Exercise aim:
Leave out the pictures and reproduce all of the data exactly.

★ ★ ★ ★ ★

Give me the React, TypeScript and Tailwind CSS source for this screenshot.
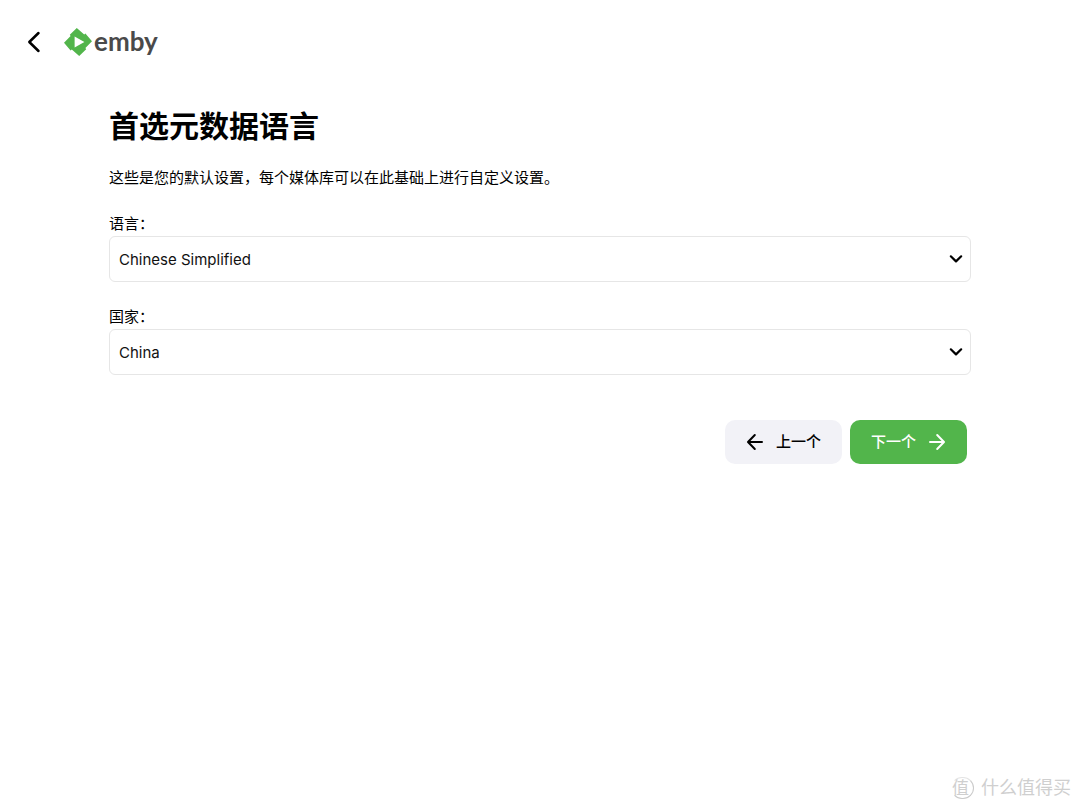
import type { ReactNode } from 'react';

function Field({ id, label, options }: { id: string; label: string; options: string[] }) {
  return (
    <div>
      <label htmlFor={id} className="block text-[15px] leading-6">
        {label}
      </label>
      <div className="grid items-center">
        <select
          id={id}
          className="col-start-1 row-start-1 h-[46px] w-full appearance-none rounded-md border border-[#e6e6e6] bg-white pt-[2px] pr-10 pl-[9px] text-[15px] text-[#111]"
        >
          {options.map((option) => (
            <option key={option}>{option}</option>
          ))}
        </select>
        <svg
          viewBox="0 0 14 10"
          className="pointer-events-none col-start-1 row-start-1 mr-2 h-[10px] w-[14px] justify-self-end"
          fill="none"
          stroke="#000"
          strokeWidth="2.2"
          strokeLinecap="round"
          strokeLinejoin="round"
          aria-hidden="true"
        >
          <path d="M1.8 2.3 7 7.4l5.2-5.1" />
        </svg>
      </div>
    </div>
  );
}

function Arrow({ d }: { d: string }) {
  return (
    <svg
      viewBox="0 0 18 18"
      className="size-[18px]"
      fill="none"
      stroke="currentColor"
      strokeWidth="2"
      strokeLinecap="round"
      strokeLinejoin="round"
      aria-hidden="true"
    >
      <path d={d} />
    </svg>
  );
}

function WizardButton({ className, children }: { className: string; children: ReactNode }) {
  return (
    <button
      type="button"
      className={`flex h-11 w-[117px] items-center justify-center gap-3 rounded-[10px] text-[15px] font-medium ${className}`}
    >
      {children}
    </button>
  );
}

function Logo() {
  return (
    <a href="#" className="flex items-center gap-[2px]" aria-label="emby">
      <svg viewBox="0 0 28 28" className="size-7" aria-hidden="true">
        <path
          fill="#52b54b"
          d="M12.8 0 20.2 6.4 21.4 5.6 28 13.2 21.4 20.1 22.2 21.3 15.2 28 7.8 21.6 6.6 22.4 0 14.8 6.6 7.9 5.8 6.7Z"
        />
        <path fill="#fff" d="M10.6 8.6v10.8l9.8-5.4Z" />
      </svg>
      <span className="pb-[2px] font-['Lato','Liberation_Sans',sans-serif] text-[26px] leading-7 font-bold text-[#4a4a4a]">
        emby
      </span>
    </a>
  );
}

export default function App() {
  return (
    <div className="flex min-h-screen flex-col bg-white font-['Inter','Noto_Sans_CJK_SC',sans-serif] text-black">
      <header className="flex h-[84px] items-center gap-5 pl-6">
        <button type="button" aria-label="返回" className="flex size-5 items-center justify-center">
          <svg
            viewBox="0 0 20 24"
            className="h-6 w-5 shrink-0"
            fill="none"
            stroke="#000"
            strokeWidth="2.5"
            strokeLinecap="round"
            strokeLinejoin="round"
            aria-hidden="true"
          >
            <path d="M14.5 3 5.3 12l9.2 9" />
          </svg>
        </button>
        <Logo />
      </header>

      <main className="mx-auto w-4/5 max-w-[862px] flex-1 pt-5">
        <h1 className="text-[30px] leading-[44px] font-bold">首选元数据语言</h1>
        <p className="mt-[18px] text-[15px] leading-6">
          这些是您的默认设置，每个媒体库可以在此基础上进行自定义设置。
        </p>
        <form className="mt-[22px] flex flex-col gap-[23px]">
          <Field id="language" label="语言：" options={['Chinese Simplified', 'English']} />
          <Field id="country" label="国家：" options={['China', 'United States']} />
          <div className="mt-[22px] flex justify-end gap-2 pr-1">
            <WizardButton className="bg-[#f2f2f7] text-black">
              <Arrow d="M16 9H2.2M8.8 2 2 9l6.8 7" />
              上一个
            </WizardButton>
            <WizardButton className="bg-[#52b54b] text-white">
              下一个
              <Arrow d="M2 9h13.8M9.2 2 16 9l-6.8 7" />
            </WizardButton>
          </div>
        </form>
      </main>

      <footer className="flex h-11 items-center justify-end gap-[7px] pr-[9px] text-[#cfcfcf]">
        <span className="flex h-[22px] w-[23px] items-center justify-start rounded-full border border-l-transparent border-t-[#e4e4e4] border-r-[#cacaca] border-b-[#cacaca] text-[17px] leading-none">
          值
        </span>
        <span className="text-[18px] leading-none">什么值得买</span>
      </footer>
    </div>
  );
}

★ ★ ★ ★ ★

Written solution:
Give me the React, TypeScript and Tailwind CSS source for this screenshot.
import type { ReactNode } from 'react';

function Field({ id, label, options }: { id: string; label: string; options: string[] }) {
  return (
    <div>
      <label htmlFor={id} className="block text-[15px] leading-6">
        {label}
      </label>
      <div className="grid items-center">
        <select
          id={id}
          className="col-start-1 row-start-1 h-[46px] w-full appearance-none rounded-md border border-[#e6e6e6] bg-white pt-[2px] pr-10 pl-[9px] text-[15px] text-[#111]"
        >
          {options.map((option) => (
            <option key={option}>{option}</option>
          ))}
        </select>
        <svg
          viewBox="0 0 14 10"
          className="pointer-events-none col-start-1 row-start-1 mr-2 h-[10px] w-[14px] justify-self-end"
          fill="none"
          stroke="#000"
          strokeWidth="2.2"
          strokeLinecap="round"
          strokeLinejoin="round"
          aria-hidden="true"
        >
          <path d="M1.8 2.3 7 7.4l5.2-5.1" />
        </svg>
      </div>
    </div>
  );
}

function Arrow({ d }: { d: string }) {
  return (
    <svg
      viewBox="0 0 18 18"
      className="size-[18px]"
      fill="none"
      stroke="currentColor"
      strokeWidth="2"
      strokeLinecap="round"
      strokeLinejoin="round"
      aria-hidden="true"
    >
      <path d={d} />
    </svg>
  );
}

function WizardButton({ className, children }: { className: string; children: ReactNode }) {
  return (
    <button
      type="button"
      className={`flex h-11 w-[117px] items-center justify-center gap-3 rounded-[10px] text-[15px] font-medium ${className}`}
    >
      {children}
    </button>
  );
}

function Logo() {
  return (
    <a href="#" className="flex items-center gap-[2px]" aria-label="emby">
      <svg viewBox="0 0 28 28" className="size-7" aria-hidden="true">
        <path
          fill="#52b54b"
          d="M12.8 0 20.2 6.4 21.4 5.6 28 13.2 21.4 20.1 22.2 21.3 15.2 28 7.8 21.6 6.6 22.4 0 14.8 6.6 7.9 5.8 6.7Z"
        />
        <path fill="#fff" d="M10.6 8.6v10.8l9.8-5.4Z" />
      </svg>
      <span className="pb-[2px] font-['Lato','Liberation_Sans',sans-serif] text-[26px] leading-7 font-bold text-[#4a4a4a]">
        emby
      </span>
    </a>
  );
}

export default function App() {
  return (
    <div className="flex min-h-screen flex-col bg-white font-['Inter','Noto_Sans_CJK_SC',sans-serif] text-black">
      <header className="flex h-[84px] items-center gap-5 pl-6">
        <button type="button" aria-label="返回" className="flex size-5 items-center justify-center">
          <svg
            viewBox="0 0 20 24"
            className="h-6 w-5 shrink-0"
            fill="none"
            stroke="#000"
            strokeWidth="2.5"
            strokeLinecap="round"
            strokeLinejoin="round"
            aria-hidden="true"
          >
            <path d="M14.5 3 5.3 12l9.2 9" />
          </svg>
        </button>
        <Logo />
      </header>

      <main className="mx-auto w-4/5 max-w-[862px] flex-1 pt-5">
        <h1 className="text-[30px] leading-[44px] font-bold">首选元数据语言</h1>
        <p className="mt-[18px] text-[15px] leading-6">
          这些是您的默认设置，每个媒体库可以在此基础上进行自定义设置。
        </p>
        <form className="mt-[22px] flex flex-col gap-[23px]">
          <Field id="language" label="语言：" options={['Chinese Simplified', 'English']} />
          <Field id="country" label="国家：" options={['China', 'United States']} />
          <div className="mt-[22px] flex justify-end gap-2 pr-1">
            <WizardButton className="bg-[#f2f2f7] text-black">
              <Arrow d="M16 9H2.2M8.8 2 2 9l6.8 7" />
              上一个
            </WizardButton>
            <WizardButton className="bg-[#52b54b] text-white">
              下一个
              <Arrow d="M2 9h13.8M9.2 2 16 9l-6.8 7" />
            </WizardButton>
          </div>
        </form>
      </main>

      <footer className="flex h-11 items-center justify-end gap-[7px] pr-[9px] text-[#cfcfcf]">
        <span className="flex h-[22px] w-[23px] items-center justify-start rounded-full border border-l-transparent border-t-[#e4e4e4] border-r-[#cacaca] border-b-[#cacaca] text-[17px] leading-none">
          值
        </span>
        <span className="text-[18px] leading-none">什么值得买</span>
      </footer>
    </div>
  );
}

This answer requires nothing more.